Once appearing on the business end of a bad guy’s gun — a la Terminator — weapon mounted lasers and lights have leapt off the Hollywood big screen and onto the pistols of consumers looking to add more capabilities to their concealed carry and home defense pistols.
While training instructors years past discouraged the use of aiming devices, tides have turned and now more and more trainers and schools are coming on board the laser/light train. Why are laser/lights gaining steam in the training community and what advantages do gun owners have in slapping one on their gun?

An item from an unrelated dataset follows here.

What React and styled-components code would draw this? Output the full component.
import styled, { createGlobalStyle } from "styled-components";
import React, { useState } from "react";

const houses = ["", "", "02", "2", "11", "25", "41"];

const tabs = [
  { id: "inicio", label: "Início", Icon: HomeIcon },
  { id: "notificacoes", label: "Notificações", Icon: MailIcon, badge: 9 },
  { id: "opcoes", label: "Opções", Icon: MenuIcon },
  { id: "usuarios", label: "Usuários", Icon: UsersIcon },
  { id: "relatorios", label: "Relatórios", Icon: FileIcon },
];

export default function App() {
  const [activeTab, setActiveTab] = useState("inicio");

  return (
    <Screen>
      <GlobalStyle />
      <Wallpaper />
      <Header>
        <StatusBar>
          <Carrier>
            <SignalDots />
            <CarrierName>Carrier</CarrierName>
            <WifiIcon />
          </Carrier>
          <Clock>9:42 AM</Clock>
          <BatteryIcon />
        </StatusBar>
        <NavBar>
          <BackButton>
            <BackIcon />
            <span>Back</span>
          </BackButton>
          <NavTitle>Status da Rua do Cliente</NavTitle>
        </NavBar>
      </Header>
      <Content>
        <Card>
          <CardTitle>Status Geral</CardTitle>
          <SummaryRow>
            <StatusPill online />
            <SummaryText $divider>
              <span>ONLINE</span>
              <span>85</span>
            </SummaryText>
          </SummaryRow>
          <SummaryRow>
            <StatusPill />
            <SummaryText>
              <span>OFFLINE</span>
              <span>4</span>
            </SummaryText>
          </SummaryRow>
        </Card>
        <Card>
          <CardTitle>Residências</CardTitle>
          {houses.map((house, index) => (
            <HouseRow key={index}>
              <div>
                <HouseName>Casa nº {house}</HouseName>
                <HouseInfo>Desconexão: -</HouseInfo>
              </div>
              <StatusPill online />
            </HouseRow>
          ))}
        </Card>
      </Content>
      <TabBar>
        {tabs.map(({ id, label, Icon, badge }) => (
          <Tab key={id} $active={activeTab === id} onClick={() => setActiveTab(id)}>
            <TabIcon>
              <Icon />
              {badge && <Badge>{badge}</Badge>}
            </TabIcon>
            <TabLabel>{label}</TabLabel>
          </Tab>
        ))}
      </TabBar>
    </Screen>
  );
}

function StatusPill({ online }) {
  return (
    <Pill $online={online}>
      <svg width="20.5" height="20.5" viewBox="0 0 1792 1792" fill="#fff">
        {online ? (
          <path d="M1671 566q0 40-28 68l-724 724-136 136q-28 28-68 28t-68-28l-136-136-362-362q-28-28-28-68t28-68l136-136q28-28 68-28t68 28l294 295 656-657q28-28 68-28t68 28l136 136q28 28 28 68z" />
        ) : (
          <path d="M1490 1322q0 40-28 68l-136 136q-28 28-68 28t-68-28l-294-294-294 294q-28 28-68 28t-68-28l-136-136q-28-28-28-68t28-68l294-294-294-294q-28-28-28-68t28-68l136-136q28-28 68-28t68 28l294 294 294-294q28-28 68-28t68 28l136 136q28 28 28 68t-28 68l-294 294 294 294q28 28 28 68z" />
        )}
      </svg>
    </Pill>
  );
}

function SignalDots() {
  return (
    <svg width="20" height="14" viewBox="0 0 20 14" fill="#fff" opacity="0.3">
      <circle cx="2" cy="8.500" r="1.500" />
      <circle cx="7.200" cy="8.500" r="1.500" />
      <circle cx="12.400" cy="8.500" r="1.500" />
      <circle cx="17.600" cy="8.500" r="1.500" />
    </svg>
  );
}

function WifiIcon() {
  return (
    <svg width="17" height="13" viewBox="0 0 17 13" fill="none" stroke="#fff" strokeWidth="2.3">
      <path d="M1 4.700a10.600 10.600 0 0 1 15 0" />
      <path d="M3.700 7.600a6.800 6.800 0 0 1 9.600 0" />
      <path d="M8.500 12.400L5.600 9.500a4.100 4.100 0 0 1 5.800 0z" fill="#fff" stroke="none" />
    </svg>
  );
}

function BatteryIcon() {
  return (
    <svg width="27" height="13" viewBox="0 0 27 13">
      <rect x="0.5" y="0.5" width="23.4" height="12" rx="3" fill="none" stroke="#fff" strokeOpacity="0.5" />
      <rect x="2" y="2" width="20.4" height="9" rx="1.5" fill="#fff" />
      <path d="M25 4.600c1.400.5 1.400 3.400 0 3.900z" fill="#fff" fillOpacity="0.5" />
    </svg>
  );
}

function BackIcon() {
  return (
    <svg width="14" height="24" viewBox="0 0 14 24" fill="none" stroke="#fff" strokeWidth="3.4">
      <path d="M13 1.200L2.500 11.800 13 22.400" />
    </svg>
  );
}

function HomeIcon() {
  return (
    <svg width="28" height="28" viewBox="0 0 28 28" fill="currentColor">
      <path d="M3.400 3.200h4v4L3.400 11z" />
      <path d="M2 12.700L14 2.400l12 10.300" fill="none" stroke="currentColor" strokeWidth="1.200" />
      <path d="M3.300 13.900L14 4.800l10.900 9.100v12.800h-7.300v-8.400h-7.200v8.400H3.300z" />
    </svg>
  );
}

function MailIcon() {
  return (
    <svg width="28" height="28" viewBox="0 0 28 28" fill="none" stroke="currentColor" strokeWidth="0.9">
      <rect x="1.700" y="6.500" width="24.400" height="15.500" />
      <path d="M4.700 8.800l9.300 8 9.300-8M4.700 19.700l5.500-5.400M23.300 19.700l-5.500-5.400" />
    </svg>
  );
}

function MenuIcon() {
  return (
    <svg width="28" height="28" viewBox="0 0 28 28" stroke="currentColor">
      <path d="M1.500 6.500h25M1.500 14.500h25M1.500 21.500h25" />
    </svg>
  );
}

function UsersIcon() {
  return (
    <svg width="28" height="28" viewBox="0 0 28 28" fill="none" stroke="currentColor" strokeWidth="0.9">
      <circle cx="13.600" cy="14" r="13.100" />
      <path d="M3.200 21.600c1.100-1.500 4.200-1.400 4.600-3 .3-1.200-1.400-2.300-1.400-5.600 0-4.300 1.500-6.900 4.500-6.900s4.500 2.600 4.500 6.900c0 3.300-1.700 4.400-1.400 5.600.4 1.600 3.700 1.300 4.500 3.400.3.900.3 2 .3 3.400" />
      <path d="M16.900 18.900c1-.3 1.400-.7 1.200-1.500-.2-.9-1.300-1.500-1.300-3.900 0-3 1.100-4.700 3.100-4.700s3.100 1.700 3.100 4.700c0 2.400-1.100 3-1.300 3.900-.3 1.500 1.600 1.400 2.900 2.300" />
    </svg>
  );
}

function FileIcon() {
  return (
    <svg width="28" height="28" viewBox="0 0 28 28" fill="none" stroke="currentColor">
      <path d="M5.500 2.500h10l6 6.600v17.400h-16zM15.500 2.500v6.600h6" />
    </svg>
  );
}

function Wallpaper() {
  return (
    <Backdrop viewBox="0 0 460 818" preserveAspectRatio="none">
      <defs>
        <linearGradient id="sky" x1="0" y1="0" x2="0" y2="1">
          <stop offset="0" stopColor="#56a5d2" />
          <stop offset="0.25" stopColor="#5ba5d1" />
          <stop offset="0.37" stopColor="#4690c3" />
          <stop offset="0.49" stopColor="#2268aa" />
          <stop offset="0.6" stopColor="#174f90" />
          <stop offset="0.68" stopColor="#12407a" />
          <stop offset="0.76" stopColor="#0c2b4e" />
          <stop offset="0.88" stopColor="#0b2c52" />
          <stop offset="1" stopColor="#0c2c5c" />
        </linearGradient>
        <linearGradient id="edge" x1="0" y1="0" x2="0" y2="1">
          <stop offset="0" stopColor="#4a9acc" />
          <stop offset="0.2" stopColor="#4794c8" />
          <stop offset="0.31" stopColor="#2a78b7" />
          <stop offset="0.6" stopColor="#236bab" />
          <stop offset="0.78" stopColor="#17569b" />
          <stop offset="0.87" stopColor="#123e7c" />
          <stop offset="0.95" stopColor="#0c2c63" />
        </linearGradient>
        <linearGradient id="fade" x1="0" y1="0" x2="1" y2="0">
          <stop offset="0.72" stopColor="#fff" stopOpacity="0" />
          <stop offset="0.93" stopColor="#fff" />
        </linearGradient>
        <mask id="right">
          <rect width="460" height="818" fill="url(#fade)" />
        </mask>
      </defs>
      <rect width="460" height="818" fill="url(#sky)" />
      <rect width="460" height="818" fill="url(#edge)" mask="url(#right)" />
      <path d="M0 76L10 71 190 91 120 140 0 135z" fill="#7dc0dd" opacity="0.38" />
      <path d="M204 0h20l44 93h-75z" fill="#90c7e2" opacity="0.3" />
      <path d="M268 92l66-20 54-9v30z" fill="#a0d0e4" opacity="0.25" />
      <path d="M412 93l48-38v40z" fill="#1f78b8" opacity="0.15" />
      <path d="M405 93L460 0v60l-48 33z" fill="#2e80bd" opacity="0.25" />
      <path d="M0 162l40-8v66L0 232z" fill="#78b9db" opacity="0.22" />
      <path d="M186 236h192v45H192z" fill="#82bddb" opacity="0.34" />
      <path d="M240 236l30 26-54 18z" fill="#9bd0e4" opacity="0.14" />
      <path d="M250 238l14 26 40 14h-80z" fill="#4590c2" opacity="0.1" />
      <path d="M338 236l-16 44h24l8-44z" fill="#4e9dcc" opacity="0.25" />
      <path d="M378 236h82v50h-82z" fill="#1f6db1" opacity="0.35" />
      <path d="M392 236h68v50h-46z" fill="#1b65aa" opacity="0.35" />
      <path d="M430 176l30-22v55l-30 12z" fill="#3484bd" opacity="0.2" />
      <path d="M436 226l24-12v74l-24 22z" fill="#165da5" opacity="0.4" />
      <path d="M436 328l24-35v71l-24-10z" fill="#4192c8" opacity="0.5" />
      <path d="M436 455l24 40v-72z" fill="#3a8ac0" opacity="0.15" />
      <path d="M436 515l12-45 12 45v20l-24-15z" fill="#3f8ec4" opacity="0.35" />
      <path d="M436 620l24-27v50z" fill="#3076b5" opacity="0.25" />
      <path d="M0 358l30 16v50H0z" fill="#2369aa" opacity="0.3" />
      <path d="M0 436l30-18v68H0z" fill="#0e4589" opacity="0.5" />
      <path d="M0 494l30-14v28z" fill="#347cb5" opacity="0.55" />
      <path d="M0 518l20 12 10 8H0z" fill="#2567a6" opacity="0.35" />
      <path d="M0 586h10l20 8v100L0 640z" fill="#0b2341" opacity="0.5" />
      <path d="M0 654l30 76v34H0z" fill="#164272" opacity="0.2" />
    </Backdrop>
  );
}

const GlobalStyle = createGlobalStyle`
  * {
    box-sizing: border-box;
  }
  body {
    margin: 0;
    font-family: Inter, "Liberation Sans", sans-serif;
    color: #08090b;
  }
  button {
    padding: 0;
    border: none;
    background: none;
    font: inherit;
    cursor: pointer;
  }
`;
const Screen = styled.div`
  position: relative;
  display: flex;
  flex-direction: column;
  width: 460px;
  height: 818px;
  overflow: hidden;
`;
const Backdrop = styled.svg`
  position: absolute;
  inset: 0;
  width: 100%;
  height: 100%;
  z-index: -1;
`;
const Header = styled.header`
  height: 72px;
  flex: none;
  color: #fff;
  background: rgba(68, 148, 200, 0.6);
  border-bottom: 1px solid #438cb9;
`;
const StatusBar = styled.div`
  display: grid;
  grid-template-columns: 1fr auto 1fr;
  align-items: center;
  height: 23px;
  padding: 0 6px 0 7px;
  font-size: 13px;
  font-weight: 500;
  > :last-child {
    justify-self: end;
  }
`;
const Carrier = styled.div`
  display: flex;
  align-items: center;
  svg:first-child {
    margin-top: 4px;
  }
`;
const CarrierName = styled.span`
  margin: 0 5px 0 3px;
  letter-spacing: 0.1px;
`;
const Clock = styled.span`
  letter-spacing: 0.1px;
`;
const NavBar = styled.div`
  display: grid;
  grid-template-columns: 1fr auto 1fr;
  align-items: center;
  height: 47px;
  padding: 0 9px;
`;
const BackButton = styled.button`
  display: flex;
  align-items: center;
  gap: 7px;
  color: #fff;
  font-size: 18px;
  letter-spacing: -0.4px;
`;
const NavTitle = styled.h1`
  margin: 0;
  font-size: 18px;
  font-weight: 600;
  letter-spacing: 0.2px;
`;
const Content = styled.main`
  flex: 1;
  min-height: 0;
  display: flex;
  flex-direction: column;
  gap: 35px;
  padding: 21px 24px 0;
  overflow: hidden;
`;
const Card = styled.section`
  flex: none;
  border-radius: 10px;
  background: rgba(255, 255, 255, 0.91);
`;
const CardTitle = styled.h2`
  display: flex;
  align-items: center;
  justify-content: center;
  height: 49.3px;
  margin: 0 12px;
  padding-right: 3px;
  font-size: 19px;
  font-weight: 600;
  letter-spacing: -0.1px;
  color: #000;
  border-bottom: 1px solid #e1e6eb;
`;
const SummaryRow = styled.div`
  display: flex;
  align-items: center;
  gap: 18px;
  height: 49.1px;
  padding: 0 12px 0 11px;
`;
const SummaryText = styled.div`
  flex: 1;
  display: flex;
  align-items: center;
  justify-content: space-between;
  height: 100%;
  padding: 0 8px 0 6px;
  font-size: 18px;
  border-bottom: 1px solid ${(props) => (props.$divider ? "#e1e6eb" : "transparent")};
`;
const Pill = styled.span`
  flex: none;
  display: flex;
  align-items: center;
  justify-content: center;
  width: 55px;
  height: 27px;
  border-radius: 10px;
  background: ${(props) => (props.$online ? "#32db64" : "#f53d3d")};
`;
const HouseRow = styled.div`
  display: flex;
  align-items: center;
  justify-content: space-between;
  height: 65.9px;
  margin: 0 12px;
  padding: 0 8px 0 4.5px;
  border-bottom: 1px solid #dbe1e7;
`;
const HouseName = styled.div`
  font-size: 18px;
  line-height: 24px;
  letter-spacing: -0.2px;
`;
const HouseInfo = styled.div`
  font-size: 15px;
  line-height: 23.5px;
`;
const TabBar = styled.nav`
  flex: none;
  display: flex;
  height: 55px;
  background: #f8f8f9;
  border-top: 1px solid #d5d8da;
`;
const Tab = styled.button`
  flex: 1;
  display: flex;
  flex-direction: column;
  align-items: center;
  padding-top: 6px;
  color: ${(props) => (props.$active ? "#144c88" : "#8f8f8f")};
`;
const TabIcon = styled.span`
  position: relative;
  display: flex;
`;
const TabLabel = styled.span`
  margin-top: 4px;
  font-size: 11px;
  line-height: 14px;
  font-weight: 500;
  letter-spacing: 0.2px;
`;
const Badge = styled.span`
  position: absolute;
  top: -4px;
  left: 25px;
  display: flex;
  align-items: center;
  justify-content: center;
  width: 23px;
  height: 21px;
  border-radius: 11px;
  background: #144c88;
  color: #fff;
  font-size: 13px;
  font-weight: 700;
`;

Laser/light combos are devices that offer both illumination and laser aiming capabilities. The goal is to offer both a lighting solution that enables users to keep both hands on the firearm and a laser that allows users to effectively aim the firearm at the intended target. Laser/lights come in a few flavors but the most popular styles are the rail mounted and grip mounted versions. A rail mounted laser fits snugly just in front of the trigger guard on a rail equipped gun, while the grip mounted device replaces the factory grip on the pistol.
The laser/light market itself has expanded with companies like Streamlight, SureFire, Viridian and Crimson Trace offering more products designed for consumers looking to add-on to their current CC or home defense pistol.
Though instructors have long encouraged the use of handheld lights to identify targets prior to engagement, laser/light combos have had their fair share of doubters. One of the biggest concerns has been that lasers will encourage lazy gun owners who don’t seek out training, solely placing their faith in a mechanical device. A device that some say can easily fail under pressure.
“It’s one more thing to manipulate,” Instructor John Lovell explained while outlining the cons of laser/lights in a video. “You can have it there but you don’t always have it toggled on or it doesn’t have a pressure switch or its another button you have to remember to hit. An untrained person is just not going to remember to do that.
Despite the risk that some users might turn their backs on training in favor of the laser capability many trainers are now advocating for the use of laser/light combo, stating they are more helpful than harmful. In addition to expanding options for gun owners who might not be able to get pistol training right away, laser/light combos also offer the benefit of helping shooters better see their target in low light situations as well as offering a means to better shoot in unorthodox situations.
“It’s great for untrained people who, under stress, aren’t going to look at the sight picture. If it’s built into the grip and they can just point and the laser happens to appear, they have a much higher likelihood of hitting their target —even if doesn’t have perfect zero— than something with iron sights,” Lovell added.
Instructor Rob Pincus said he’s spent the past few decades evaluating and reevaluating his stance on laser/lights and now believes these tools can be a helpful resource for gun owners.
“I currently believe that a laser mounted on a small defensive carry gun expands the circumstances under which you could use the gun for defense much more than a light would,” Pincus said in a post on social media. “For larger guns, having a light/laser combo similarly expands contextual usefulness for the average armed homeowner or CCWer much more than just a [weapon mounted light] would.”
Do laser/lights replace quality instruction and good technique? No. But what laser/lights offer is a fighting chance in low light and unorthodox positions.